Only one-in-four included financial stability within their top focus areas for the year.

With the high stock market and low unemployment, more people, seemingly, feel flush (or at least secure), reducing the urge to focus on their money.

Those that pursue – or have reached – financial independence don’t fall for this sudden sense of strength in the market, unless they’ve truly reached the level where they can no longer worry about paychecks. While you can’t overgeneralize with those that follow financial independence retire early (FIRE) strategies, they do tend to set and follow through on financial goals. So when it comes to New Year’s resolutions, they’ve often thought through how they will keep to whatever objective they want to reach.

“It’s vital to set tangible, realistic goals and to note or even celebrate reaching those goals along the way,” said Leif Dahleen, a former anesthesiologist who retired at 43. Without such goals, allowing you to enjoy the incremental progress, FIRE can sometimes seem “insurmountable,” he added.

Here’s what some within the FIRE community plan to do with their resolutions this year. As you will see, it varies depending on how close they’ve come to financial independence.

The Budding Entrepreneur

Jamila Souffrant saved over $160,000 in two years as she and her husband revamped their savings strategy so she could quit her job before 40. That all changed in September 2018, when Souffrant decided the best investment strategy would be for her to build her own business.

Instead of super-saving, she quit her job and focused on growing her blog and podcast, Journey to Launch, as she tries to turn it into a sustainable business.

When she did, her family investing strategy changed. She had to put financial independence on hold. For the last year, the family hasn’t invested in retirement, as they use her husband’s income for living life in Brooklyn, NY while she grows the company.

The resolution this year? To restart funneling funds into an investment account once again.

“[I] would like to be able to max out our Roth IRA and invest pre-tax dollars into an IRA for myself,” said Souffrant.

Even when she was accumulating funds in the two years she super-saved, Souffrant said she used resolutions as a way to set investment targets.

It’s also how she built about a year’s worth of funds in a short-term, easily accessible savings account. This money allowed her the freedom to step away from the nine-to-five and focus on the business, while ensuring the family could cover any expenses over the initial push to grow the company.

The Near Retiree

When John moved to the U.S. as a young man, he only had about $1,000 to his name. Now, 16 years later, if John lost his job, he believes it would be the last one he would ever have.

The main tactic John, who remains anonymous while he continues to work full-time, used to super-size his savings was to arbitrage his career, willing to go to areas of the U.S. some of his coworkers weren’t. Since much of his family remained in India at the time, he didn’t really have a preference where he lived, which he credits for faster promotions and stronger career trajectory.
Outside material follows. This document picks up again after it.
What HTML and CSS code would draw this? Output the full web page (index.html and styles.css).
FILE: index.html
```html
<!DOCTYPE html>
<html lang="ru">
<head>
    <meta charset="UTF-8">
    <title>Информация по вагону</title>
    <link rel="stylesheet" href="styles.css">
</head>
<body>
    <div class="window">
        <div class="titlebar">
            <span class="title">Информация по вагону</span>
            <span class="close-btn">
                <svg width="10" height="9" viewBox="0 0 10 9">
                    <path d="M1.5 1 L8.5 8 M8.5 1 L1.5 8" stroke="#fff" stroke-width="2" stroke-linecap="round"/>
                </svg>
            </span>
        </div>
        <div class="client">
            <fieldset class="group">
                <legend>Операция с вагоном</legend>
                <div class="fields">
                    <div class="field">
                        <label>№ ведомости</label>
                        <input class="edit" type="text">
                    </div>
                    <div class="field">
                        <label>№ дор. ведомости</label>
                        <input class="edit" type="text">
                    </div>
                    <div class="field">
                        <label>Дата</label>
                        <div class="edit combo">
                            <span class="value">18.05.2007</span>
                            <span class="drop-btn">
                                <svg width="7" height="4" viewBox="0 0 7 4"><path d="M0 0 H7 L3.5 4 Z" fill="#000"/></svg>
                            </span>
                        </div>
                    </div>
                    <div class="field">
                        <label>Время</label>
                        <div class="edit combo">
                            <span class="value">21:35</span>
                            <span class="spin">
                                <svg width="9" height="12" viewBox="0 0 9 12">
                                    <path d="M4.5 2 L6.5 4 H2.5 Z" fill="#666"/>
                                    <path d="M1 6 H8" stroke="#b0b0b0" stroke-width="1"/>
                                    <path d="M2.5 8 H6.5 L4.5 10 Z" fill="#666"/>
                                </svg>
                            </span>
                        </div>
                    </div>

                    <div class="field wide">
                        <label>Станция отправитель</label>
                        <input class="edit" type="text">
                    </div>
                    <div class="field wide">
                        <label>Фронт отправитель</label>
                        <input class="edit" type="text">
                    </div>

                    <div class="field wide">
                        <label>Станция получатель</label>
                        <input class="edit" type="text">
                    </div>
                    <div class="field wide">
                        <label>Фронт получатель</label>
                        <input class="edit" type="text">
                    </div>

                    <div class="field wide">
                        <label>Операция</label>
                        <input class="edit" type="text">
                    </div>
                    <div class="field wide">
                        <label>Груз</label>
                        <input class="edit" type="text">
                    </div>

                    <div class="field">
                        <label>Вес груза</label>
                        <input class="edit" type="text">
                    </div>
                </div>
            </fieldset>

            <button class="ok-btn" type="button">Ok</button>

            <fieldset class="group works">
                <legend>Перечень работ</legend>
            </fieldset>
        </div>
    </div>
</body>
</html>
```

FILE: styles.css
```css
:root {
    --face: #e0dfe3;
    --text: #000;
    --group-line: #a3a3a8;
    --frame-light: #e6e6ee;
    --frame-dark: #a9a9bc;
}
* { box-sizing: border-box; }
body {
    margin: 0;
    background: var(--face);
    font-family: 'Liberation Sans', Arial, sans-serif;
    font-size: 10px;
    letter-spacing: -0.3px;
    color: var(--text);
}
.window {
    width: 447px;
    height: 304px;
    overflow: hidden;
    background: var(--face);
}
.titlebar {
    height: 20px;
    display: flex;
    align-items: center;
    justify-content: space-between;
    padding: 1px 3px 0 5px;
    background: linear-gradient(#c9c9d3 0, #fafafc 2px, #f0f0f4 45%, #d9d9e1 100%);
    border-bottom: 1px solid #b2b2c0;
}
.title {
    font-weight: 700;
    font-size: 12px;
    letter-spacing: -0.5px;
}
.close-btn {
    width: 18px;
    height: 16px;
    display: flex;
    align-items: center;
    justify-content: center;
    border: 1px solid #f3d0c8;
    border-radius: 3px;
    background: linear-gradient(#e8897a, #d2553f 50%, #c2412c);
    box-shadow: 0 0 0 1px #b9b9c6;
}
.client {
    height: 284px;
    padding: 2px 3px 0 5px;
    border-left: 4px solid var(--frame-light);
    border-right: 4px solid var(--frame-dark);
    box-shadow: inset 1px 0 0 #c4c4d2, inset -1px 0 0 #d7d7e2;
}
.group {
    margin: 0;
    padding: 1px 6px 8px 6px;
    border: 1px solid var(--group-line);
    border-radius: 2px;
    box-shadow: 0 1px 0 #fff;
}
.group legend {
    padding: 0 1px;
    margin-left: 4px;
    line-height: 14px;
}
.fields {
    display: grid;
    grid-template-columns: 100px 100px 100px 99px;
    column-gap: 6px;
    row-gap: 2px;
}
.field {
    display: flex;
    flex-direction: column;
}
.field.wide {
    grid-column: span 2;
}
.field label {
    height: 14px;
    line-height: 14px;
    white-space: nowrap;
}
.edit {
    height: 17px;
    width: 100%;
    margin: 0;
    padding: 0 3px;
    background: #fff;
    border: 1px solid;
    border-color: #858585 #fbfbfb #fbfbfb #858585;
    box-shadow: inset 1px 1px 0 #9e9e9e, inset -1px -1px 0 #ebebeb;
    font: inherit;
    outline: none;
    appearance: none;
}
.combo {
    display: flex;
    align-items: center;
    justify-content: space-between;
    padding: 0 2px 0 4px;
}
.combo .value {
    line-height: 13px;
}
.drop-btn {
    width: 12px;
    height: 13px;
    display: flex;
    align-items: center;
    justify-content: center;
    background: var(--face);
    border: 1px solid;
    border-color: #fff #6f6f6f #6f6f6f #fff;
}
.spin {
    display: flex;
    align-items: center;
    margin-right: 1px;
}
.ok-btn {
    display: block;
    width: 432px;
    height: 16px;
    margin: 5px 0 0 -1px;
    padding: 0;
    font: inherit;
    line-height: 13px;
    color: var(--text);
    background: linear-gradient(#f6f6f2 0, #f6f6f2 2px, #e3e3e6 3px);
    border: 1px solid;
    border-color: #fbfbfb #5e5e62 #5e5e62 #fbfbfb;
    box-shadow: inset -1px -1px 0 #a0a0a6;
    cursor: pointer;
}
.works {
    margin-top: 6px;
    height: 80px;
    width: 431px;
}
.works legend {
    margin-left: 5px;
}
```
Now, in San Francisco, he has a high paying job and the freedom to stock away around 50% of his income.

As he blogs about at Financial Freedom Countdown, John uses automation tools in order to achieve his resolutions and “eliminate all friction including my own behavior,” he said.

The automated strategy will pull out the amount he chooses to invest at the beginning of the year, and that will ensure he reaches his resolution.
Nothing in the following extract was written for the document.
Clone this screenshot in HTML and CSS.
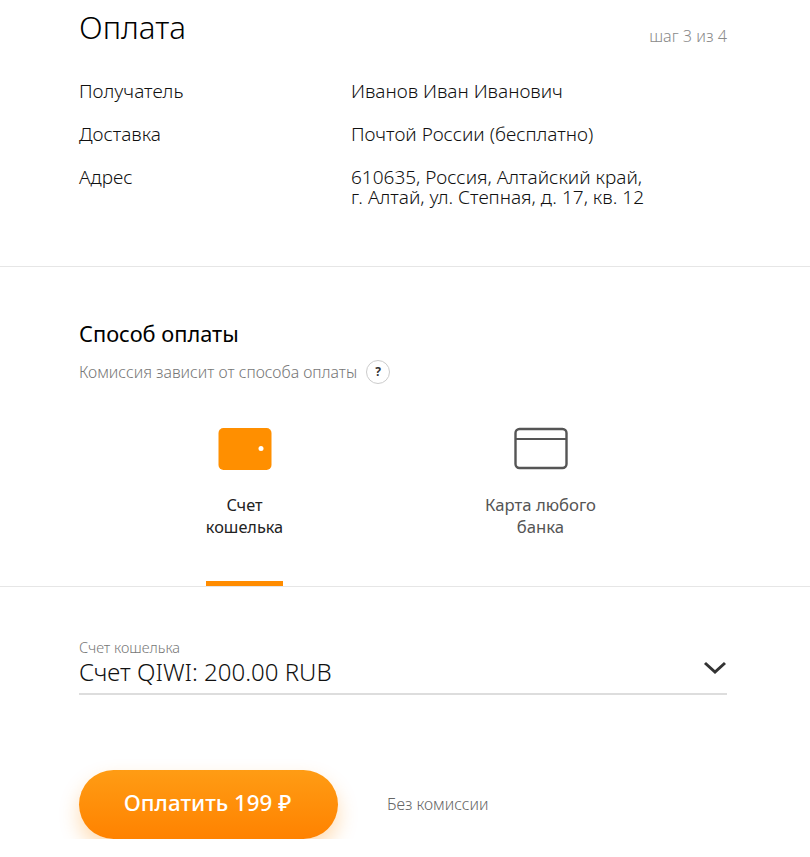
FILE: index.html
```html
<!DOCTYPE html>
<html>
<head>
	<title>Оплата</title>
	<meta charset="utf-8">
	<link rel="stylesheet" href="styles.css">
</head>
<body>
	<section class="summary">
		<div class="summary-head">
			<h1>Оплата</h1>
			<span class="step">шаг 3 из 4</span>
		</div>
		<div class="info-row">
			<div class="info-label">Получатель</div>
			<div class="info-value">Иванов Иван Иванович</div>
		</div>
		<div class="info-row">
			<div class="info-label">Доставка</div>
			<div class="info-value">Почтой России (бесплатно)</div>
		</div>
		<div class="info-row">
			<div class="info-label">Адрес</div>
			<div class="info-value">610635, Россия, Алтайский край,<br>г. Алтай, ул. Степная, д. 17, кв. 12</div>
		</div>
	</section>

	<section class="methods">
		<h2>Способ оплаты</h2>
		<div class="hint">
			<span>Комиссия зависит от способа оплаты</span>
			<span class="hint-icon">?</span>
		</div>
		<div class="tabs">
			<div class="tab active">
				<svg width="54" height="44" viewBox="0 0 54 44">
					<rect x="0.5" y="1" width="53" height="42" rx="5" fill="#ff8f00"/>
					<circle cx="43" cy="21.5" r="2.5" fill="#fff"/>
				</svg>
				<div class="tab-label">Счет<br>кошелька</div>
			</div>
			<div class="tab wide">
				<svg width="54" height="44" viewBox="0 0 54 44">
					<rect x="1.5" y="2" width="51" height="39" rx="4" fill="none" stroke="#555" stroke-width="2.4"/>
					<path d="M1.5 12h51" stroke="#555" stroke-width="2"/>
				</svg>
				<div class="tab-label">Карта любого<br>банка</div>
			</div>
		</div>
	</section>

	<section class="account">
		<div class="select">
			<div>
				<div class="select-label">Счет кошелька</div>
				<div class="select-value">Счет QIWI: 200.00 RUB</div>
			</div>
			<svg class="select-arrow" width="24" height="14" viewBox="0 0 24 14">
				<path d="M2 2l10 9 10-9" fill="none" stroke="#333" stroke-width="3"/>
			</svg>
		</div>
		<div class="pay">
			<button class="pay-btn">Оплатить 199 ₽</button>
			<span class="fee">Без комиссии</span>
		</div>
	</section>
</body>
</html>
```

FILE: styles.css
```css
body {
	font-family: "Noto Sans", sans-serif;
	font-weight: 300;
	margin: 0;
	background-color: #fff;
	color: #1a1a1a;
}

.summary {
	height: 266px;
	padding: 0 83px 0 79px;
	border-bottom: 1px solid #e6e6e6;
}

.summary-head {
	display: flex;
	justify-content: space-between;
	height: 81px;
}

h1 {
	font-size: 31.4px;
	font-weight: 300;
	line-height: 36px;
	margin: 9px 0 0;
	color: #000;
}

.step {
	font-size: 16.2px;
	line-height: 20px;
	margin-top: 26px;
	color: #8a8a8a;
}

.info-row {
	display: flex;
	margin-bottom: 23px;
	font-size: 19px;
	line-height: 20px;
}

.info-label {
	width: 272px;
	color: #111;
}

.info-value {
	color: #111;
}

.methods {
	height: 319px;
	border-bottom: 1px solid #e6e6e6;
	padding: 0 79px;
	overflow: hidden;
}

h2 {
	font-size: 21.8px;
	font-weight: 400;
	line-height: 24px;
	margin: 55px 0 0;
	color: #000;
}

.hint {
	display: flex;
	align-items: center;
	gap: 9px;
	margin-top: 14px;
	font-size: 15.85px;
	color: #777;
}

.hint-icon {
	width: 22px;
	height: 22px;
	border: 1px solid #ccc;
	border-radius: 50%;
	text-align: center;
	font-size: 12px;
	font-weight: 700;
	line-height: 22px;
	color: #333;
}

.tabs {
	display: flex;
	margin-top: 43px;
	padding-left: 127px;
	gap: 202px;
}

.tab {
	display: flex;
	flex-direction: column;
	align-items: center;
	width: 77px;
	height: 160px;
	box-sizing: border-box;
	color: #555;
	font-size: 16.3px;
	font-weight: 400;
	line-height: 22px;
	text-align: center;
	white-space: nowrap;
}

.tab.wide {
	width: 111px;
	font-size: 16.7px;
}

.tab.active {
	color: #222;
	border-bottom: 6px solid #ff8c00;
}

.tab-label {
	margin-top: 23px;
}

.account {
	padding: 0 83px 0 79px;
}

.select {
	display: flex;
	justify-content: space-between;
	margin-top: 51px;
	padding-bottom: 8px;
	border-bottom: 2px solid #ddd;
}

.select-label {
	font-size: 14.5px;
	line-height: 18px;
	color: #777;
}

.select-value {
	margin-top: 2px;
	font-size: 24px;
	line-height: 27px;
	color: #111;
}

.select-arrow {
	margin-top: 23px;
}

.pay {
	display: flex;
	align-items: center;
	margin-top: 75px;
}

.pay-btn {
	width: 259px;
	height: 69px;
	padding: 0 2px 4px 0;
	border: 0;
	border-radius: 35px;
	background: linear-gradient(#ff9c14, #ff8200);
	box-shadow: 0 10px 20px rgba(255, 140, 0, 0.3);
	color: #fff;
	font-family: inherit;
	font-size: 22.3px;
	font-weight: 500;
}

.fee {
	margin-left: 49px;
	padding-bottom: 2px;
	font-size: 15.8px;
	color: #666;
}
```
As for other resolutions this year, he’s also looking to boost his real estate portfolio. To gain more information, he wants to attend a different webinar or meet-up every week, so he can learn more on how to do so. As he learns more, his goal for the real estate portion of his FIRE plan will crystalize further.

The FIREd Resolution

For Dahleen, who tracks his extreme early retirement at Physician on FIRE, his resolutions don’t center around financial goals this year, after officially stepping away from the workforce in late 2019.

“I’ve met or exceeded most money goals and I’m more focused on health and personal growth this year,” he said.

He falls into the bucket of those surveyed that aren’t focused on finances this year, but it’s a luxury he can now afford. It happened because he stashed the majority of his high anesthesiologist paycheck into investments while keeping his lifestyle inflation down. Now his retirement has been focused on traveling with his family.

His personal goals look very simple (even if still strenuous), as he wants to run a full marathon by the end of the year.